A trusted advisor pointed out to me that, really, I'd already received reviews in the form of blurbs. They were all fantastic. No one said, "Sorry, I can't blurb this; I didn't care for this book." The same advisor asked me what I felt about this book.

"I love it," I said. "I think it's a better book than the first one, though I'm loving book 3 even more than the second one."

"Isn't it a sign of growth as a writer that each successive book is better than the one before it?" she asked.

"Yes. It's when the first one is spectacular and the second one tanks that you have a problem."

"And you love Strength to Stand?"

I had to separate out my own feelings from what I'd taken in from others. "I do," I said.

"Then there you go."

I'd gotten myself to the point where, even if no one else reviewed Strength to Stand, I still believed in it. I still loved it. I was coming to understand that reviews didn't define my book, and they certainly didn't define me. I could live with that.

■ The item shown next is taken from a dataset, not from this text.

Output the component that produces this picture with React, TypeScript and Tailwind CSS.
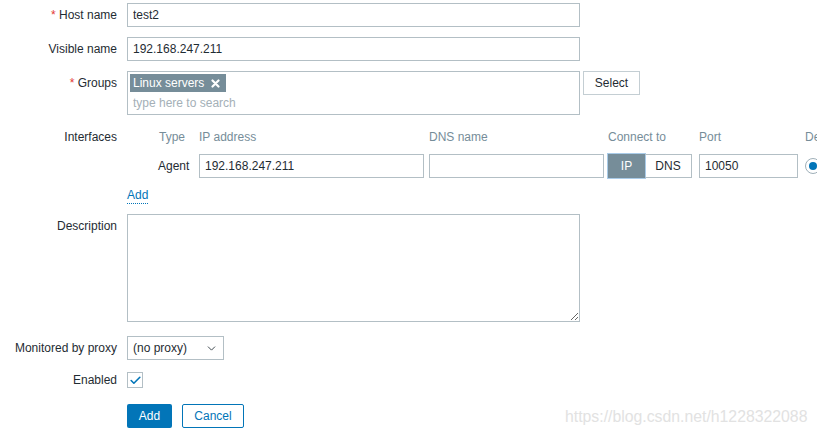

And then this morning, I received an email with a link to a review of Strength to Stand, which reads in part: "Sheyna Galyan offers a sophisticated blend of insight and entertainment; suitably complex, flawed, and yet commendable characters; well-developed action and suspense; and an authoritative rendering of synagogue-centered Jewish life. This is a very fine book group selection and teaching text." The review will appear in the fall issues of three publications in Florida.

Okay, I get it, Universe. Really. Do I have to eat crow again?